Loan-to-cost ratios tend to be no more than 80% of the total cost to purchase (or complete) a property. Irrespective of the projected fair market value. This is due to the risks associated with projects requiring further development and construction.
What Does 90% Loan to Cost Mean?
90% loan to cost means that the loan offered by a financial institution will be for 90% of the total cost of a property or project. Irrespective of the fair market or completed value of that property. In other words, if an individual purchases (or builds) a property for less than the market value of the property, the financing will be based on the price they pay to buy (or complete) the property rather than the price the home is considered to be worth in the end.
What Does 60% LTV Mean?
60% LTV means a 60% loan-to-value ratio where a financial institution is offering 60% of the total value of a property in the form of financing. The remaining 40% would be contributed by the individual purchasing the property in the form of a down payment.

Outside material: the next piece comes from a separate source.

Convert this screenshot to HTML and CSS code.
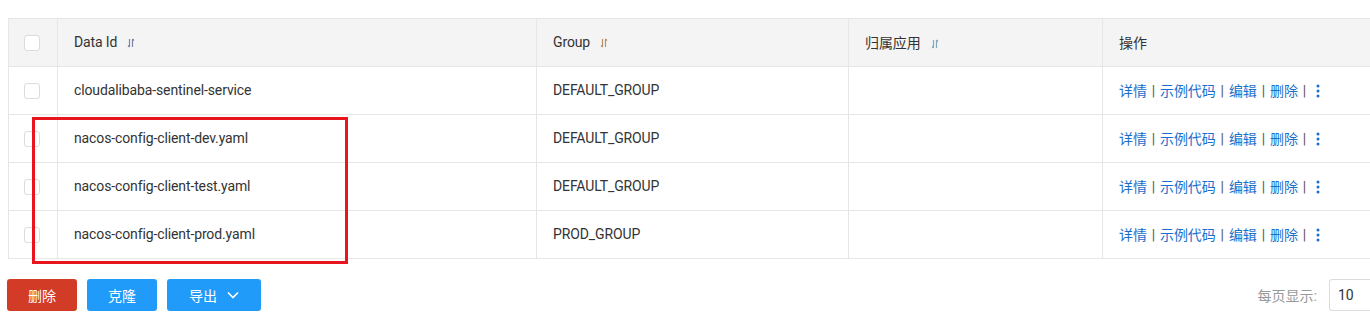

In most cases, a 40% down payment would result in a lower interest rate. This is because it is considerably higher than the average.
However, a 40% down payment may also be the minimum requirement if the applicant is a non-resident with no existing credit history in the country where the mortgage is being sourced. In these cases, the interest rate may actually be considerably higher than the average rate offered to local residents with a much lower down payment amount.